I love words, and I love language. So, a lot of times, even if they start with a feeling or a raw idea, I can help find words and help them give words to what it is they’re trying to say.
Are they coming to you to talk about Islam, about comedy, or both?
I would say there are three things. Islam for sure, and then comedic punch. I am a funny comedian, thank God. Then also just this life experience thing. I lived through a 20-year marriage, which unfortunately ended at the end of 2017. There’s been a lot of life experiences gained. I got remarried in 2019. So now I’ve been married for three years in my second marriage. So, these are a lot of hard-fought life lessons. And I made a lot of mistakes, and there’s been a lot of learning vicariously from my terrible decisions.
What’s it like being in the writer’s room? How much of the storytelling is grounded in your own truth?
I would be remiss if I didn’t start by first explaining the way the show is written overall. Ramy has really developed a very distinct visual and artistic style, and also a storytelling style. In his mind, he has what he wants to create. The writer’s room is assembled with people who are at various levels, from writer’s assistants to producing writers. All that really means is a greater level of input in terms of how to steer and how to craft the boat that Ramy is trying to do work on in that particular episode or season.
The writer’s room has eight to 10 people on any given day. It’s a very unique environment because everybody in the room knows that we’re here to support bringing Ramy’s vision to fruition. And to do that, there’s a tacit agreement that not only is it totally confidential, but also a real safe space where everybody feels like they can share and say anything.
So, everybody that writes on the show is kind of bringing a type of radical authenticity to the project, and then Ramy is deciding which pieces he wants to use. Think of it like a sports team, where everybody’s playing a different position, and he knows what this person is really good at and what that person is really good at, and he will elicit their input accordingly.
So, as far as my truth, I have talked about making a lot of bad decisions in my life and a lot of regrets that I have, and things I wish I could’ve and should’ve done differently. Some of those find their way into Ramy’s character and into the show. It’s not tied to a specific fact pattern, but the emotional truth is there.
Both “Mo” and “Ramy” have religious literacy around Islam weaved into the storytelling. What has it been like to bring that side of Islam to the mass audience?
Frightening. It’s been very frightening. Because, fundamentally, I reject the premise that an intelligent person should go to a fictionalized television show, on a network like Hulu or Netflix, to get religious literacy. My God. That whole idea is so frightening to me because, honestly, that’s not even my intention.
The way I look at it is that there’s a lot of bad information about Islam out there. And there’s a lot of content that is highly objectionable from any religious value standpoint. So, I’m just interested in helping to offer better information, maybe not perfect, but at least better alternatives. There’s a statement of the Prophet Muhammad, peace be upon him, that scares me very much. He said to his companions that the thing he feared most for his community, especially towards the end of time, was a hypocrite with an eloquent tongue.

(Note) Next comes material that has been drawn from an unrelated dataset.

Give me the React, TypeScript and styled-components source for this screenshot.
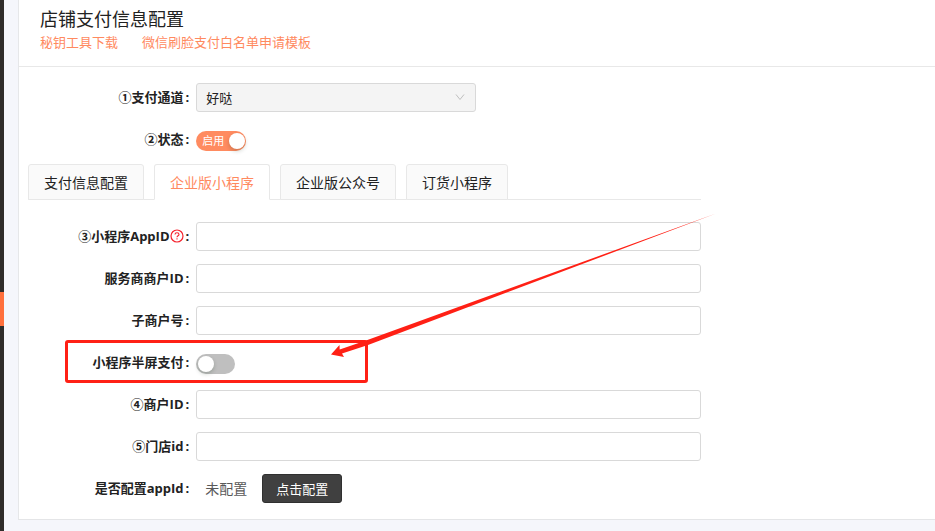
import React, { useState } from "react";
import styled, { createGlobalStyle } from "styled-components";

const GlobalStyle = createGlobalStyle`
  * { box-sizing: border-box; }
  body {
    margin: 0;
    background: #f5f6fb;
    color: #222;
    font-family: "Open Sans", "Noto Sans CJK SC", sans-serif;
    font-size: 13px;
    line-height: 20px;
  }
  button, input, select { font: inherit; }
`;

const Page = styled.div`
  display: flex;
  min-height: 100vh;
`;

const Rail = styled.nav`
  flex: 0 0 4px;
  padding-top: 292px;
  background: #2f2c2a;
`;

const RailMarker = styled.div`
  height: 34px;
  background: #ff6f3c;
`;

const Main = styled.main`
  flex: 1;
  min-width: 0;
  padding-left: 14px;
`;

const Card = styled.section`
  background: #fff;
  border-left: 1px solid #e6e7e9;
  border-bottom: 1px solid #e4e5e7;
`;

const CardHeader = styled.header`
  padding: 7px 21px 14px;
  border-bottom: 1px solid #e8e8e8;
`;

const Title = styled.h1`
  margin: 0;
  font-size: 18px;
  line-height: 25px;
  font-weight: 400;
`;

const Links = styled.div`
  display: flex;
  gap: 24px;
`;

const Link = styled.a`
  color: #ff8a5f;
  text-decoration: none;
`;

const Form = styled.form`
  max-width: 682px;
  padding: 10px 0 9px 9px;
`;

const Row = styled.div`
  position: relative;
  display: grid;
  grid-template-columns: 25% 1fr;
  padding: 6px 0 7px;
`;

const Label = styled.label`
  display: flex;
  justify-content: flex-end;
  align-items: center;
  height: 28px;
  padding-right: 7px;
  font-weight: 700;
  white-space: nowrap;

  &::after {
    content: ":";
    margin-left: 2px;
  }
`;

const Control = styled.div`
  display: flex;
  align-items: center;
  min-height: 29px;
`;

const TextInput = styled.input`
  width: 100%;
  height: 29px;
  padding: 0 9px;
  border: 1px solid #d9d9d9;
  border-radius: 3px;
  background: #fff;
  outline: none;
`;

const SelectBox = styled.div`
  position: relative;
  width: 280px;
`;

const Select = styled.select`
  display: block;
  width: 100%;
  height: 29px;
  padding: 0 30px 0 9px;
  border: 1px solid #d9d9d9;
  border-radius: 3px;
  background: #f4f4f4;
  color: #222;
  opacity: 1;
  appearance: none;
`;

const SelectArrow = styled.svg`
  position: absolute;
  top: 9px;
  right: 11px;
  pointer-events: none;
`;

const Switch = styled.span<{ $wide?: boolean }>`
  position: relative;
  display: inline-flex;
  width: ${(p) => (p.$wide ? 50 : 39)}px;
  height: 20px;
  margin-top: 2px;
`;

const SwitchInput = styled.input`
  appearance: none;
  width: 100%;
  height: 100%;
  margin: 0;
  border-radius: 10px;
  background: #bfbfbf;
  cursor: pointer;

  &:checked { background: #ff8b60; }

  &::after {
    content: "";
    position: absolute;
    top: 2px;
    left: 2px;
    width: 16px;
    height: 16px;
    border-radius: 50%;
    background: #fff;
    box-shadow: 0 2px 4px rgba(0, 35, 11, 0.2);
  }

  &:checked::after {
    left: auto;
    right: 1px;
  }
`;

const SwitchText = styled.span`
  position: absolute;
  left: 6px;
  top: 0;
  color: #fff;
  font-size: 11px;
  pointer-events: none;
`;

const Tabs = styled.div`
  display: flex;
  gap: 10px;
  margin: 3px 0 16px;
  box-shadow: inset 0 -1px #e8e8e8;
`;

const Tab = styled.button<{ $active: boolean }>`
  height: 36px;
  padding: 1px 15px 0;
  border: 1px solid #e8e8e8;
  border-bottom-color: ${(p) => (p.$active ? "#fff" : "#e8e8e8")};
  border-radius: 3px 3px 0 0;
  background: ${(p) => (p.$active ? "#fff" : "#fafafa")};
  color: ${(p) => (p.$active ? "#ff8a5f" : "#222")};
  font-size: 14px;
  white-space: nowrap;
  cursor: pointer;
`;

const StatusText = styled.span`
  padding: 0 15px 0 9px;
  color: #595959;
  font-size: 14px;
`;

const DarkButton = styled.button`
  height: 29px;
  padding: 0 13px;
  border: 1px solid #303030;
  border-radius: 3px;
  background: #404040;
  color: #fff;
  cursor: pointer;
`;

const Highlight = styled.div`
  position: absolute;
  top: -2px;
  left: 37px;
  width: 303px;
  height: 43px;
  border: 3px solid #ff2015;
  border-radius: 3px;
  pointer-events: none;
`;

const Pointer = styled.svg`
  position: absolute;
  left: 302px;
  bottom: 26px;
  pointer-events: none;
`;

const HelpIcon = () => (
  <svg width="14" height="14" viewBox="0 0 14 14" fill="none" stroke="#f5222d" aria-label="帮助">
    <circle cx="7" cy="7" r="6" strokeWidth="1.2" />
    <path d="M5 5.5C5 4.4 5.8 3.7 7 3.7s2 .7 2 1.7c0 1.4-2 1.4-2 2.9M7 9.3v1.2" strokeWidth="1.1" />
  </svg>
);

const tabs = ["支付信息配置", "企业版小程序", "企业版公众号", "订货小程序"];

function Field({ id, label, help }: { id: string; label: string; help?: boolean }) {
  return (
    <Row>
      <Label htmlFor={id}>
        {label}
        {help && <HelpIcon />}
      </Label>
      <Control>
        <TextInput id={id} type="text" />
      </Control>
    </Row>
  );
}

export default function App() {
  const [active, setActive] = useState(1);
  const [enabled, setEnabled] = useState(true);
  const [halfScreen, setHalfScreen] = useState(false);

  return (
    <>
      <GlobalStyle />
      <Page>
        <Rail>
          <RailMarker />
        </Rail>
        <Main>
          <Card>
            <CardHeader>
              <Title>店铺支付信息配置</Title>
              <Links>
                <Link href="#tool">秘钥工具下载</Link>
                <Link href="#template">微信刷脸支付白名单申请模板</Link>
              </Links>
            </CardHeader>
            <Form onSubmit={(e) => e.preventDefault()}>
              <Row>
                <Label htmlFor="channel">①支付通道</Label>
                <Control>
                  <SelectBox>
                    <Select id="channel" disabled>
                      <option>好哒</option>
                    </Select>
                    <SelectArrow width="10" height="10" viewBox="0 0 10 10" fill="none" stroke="#bfbfbf">
                      <path d="M1 2.5l4 5 4-5" />
                    </SelectArrow>
                  </SelectBox>
                </Control>
              </Row>
              <Row>
                <Label htmlFor="status">②状态</Label>
                <Control>
                  <Switch $wide>
                    <SwitchInput
                      id="status"
                      type="checkbox"
                      role="switch"
                      checked={enabled}
                      onChange={(e) => setEnabled(e.target.checked)}
                    />
                    {enabled && <SwitchText>启用</SwitchText>}
                  </Switch>
                </Control>
              </Row>
              <Tabs role="tablist">
                {tabs.map((name, i) => (
                  <Tab
                    key={name}
                    type="button"
                    role="tab"
                    aria-selected={active === i}
                    $active={active === i}
                    onClick={() => setActive(i)}
                  >
                    {name}
                  </Tab>
                ))}
              </Tabs>
              <Field id="appid" label="③小程序AppID" help />
              <Field id="provider" label="服务商商户ID" />
              <Field id="sub" label="子商户号" />
              <Row>
                <Label htmlFor="half">小程序半屏支付</Label>
                <Control>
                  <Switch>
                    <SwitchInput
                      id="half"
                      type="checkbox"
                      role="switch"
                      checked={halfScreen}
                      onChange={(e) => setHalfScreen(e.target.checked)}
                    />
                  </Switch>
                </Control>
                <Highlight />
                <Pointer width="388" height="146" viewBox="0 0 388 146">
                  <path
                    d="M1 142.5L9.5 133L9.7 137.5L36 128.5L386 1.5L38 133L12 141.5L14 145Z"
                    fill="#ff2015"
                  />
                </Pointer>
              </Row>
              <Field id="merchant" label="④商户ID" />
              <Field id="store" label="⑤门店id" />
              <Row>
                <Label htmlFor="configure">是否配置appId</Label>
                <Control>
                  <StatusText>未配置</StatusText>
                  <DarkButton id="configure" type="button">点击配置</DarkButton>
                </Control>
              </Row>
            </Form>
          </Card>
        </Main>
      </Page>
    </>
  );
}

If I’ve learned anything from the spiritual teachers that I spend a lot of time with, it is to beware of the makers of claims. I try to be careful in making claims and even that is a claim. It’s like staying in my lane. I’m a comedian. My job is to be funny, make people laugh, give them joy, my personal spiritual intentions behind that are between me and God.
There’s also a statement of the Prophet where he said the thing that was beloved to God, after completing the religious obligations, is to enter joy into the hearts of the believers. I want to enter joy in the hearts of believers, not just Muslim believers, just human beings who have any sort of notion in their heart that there’s got to be a higher power. Beyond that, the religious literacy in the shows ends up being almost like a consequence, not a goal. It’s a consequence of just wanting to show a grounded realistic portrayal of actual living Muslims. These shows [“Mo,” “Ramy,” “Ms. Marvel”] are descriptive, not prescriptive. They’re descriptions of living Muslims, not a prescription on how to be a Muslim.
What’s your favorite scene or episode you’ve worked on?
There’s a scene in season two where Ramy’s family hosts the woman that will go on to become his wife, Zainab, and her father, Sheikh Ali. Just what that scene would look like and grounding that and then making sure to address the Arab racism against Black people was a very important scene. Having this very nuanced dialogue that is like a critique and a devastating criticism of these kinds of identarian Muslims who talk a lot about Islam, but then they’ll go and set up a liquor store in the middle of the hood, which is devastating the Black community, and they don’t even connect that hypocrisy themselves. So, putting that under the microscope, calling attention to that, that was important.
So beyond just being a staff writer and contributing to the whole season, working on that specific episode, which is called “Frank in the Future,” was a really emotional and truly artistic experience with Ramy. The episode also focused on the father-son dynamic. As a father to my four sons, a lot of emotional material that was mined and found its way into that episode really touched a lot of people. I got so many messages from people saying that they cried at the end because of the father-son moments.
What does interfaith work look like in your life?
There is a controlling or guiding narrative that I’ve found from my Sufi path. The biggest takeaway that I’ve learned from the Sufi teachers I spend time with is that everyone always asks: What’s the purpose of life? And the shortest, simplest answer I’ve found that has been the most convincing and has put my heart at ease is that the purpose of life is love and service.
Love God, love the creation of God, serve God, serve the creation of God. Find worthy projects, bring benefit to people, bring benefit to the creation of God, and God will love you. It’s not about me, it’s not about my ego. It’s not about what I want. It’s not me, me, me. It’s about being of service and of course, first and foremost, to your mother, to your father, and then to the community. These are truths that are easy to speak about, and the most difficult thing to implement.
I am developing an original television show that further explores or leverages my work and experiences in developing and creating, and writing for Muslim themed content, entertainment. I am also developing a podcast with Mo Amer.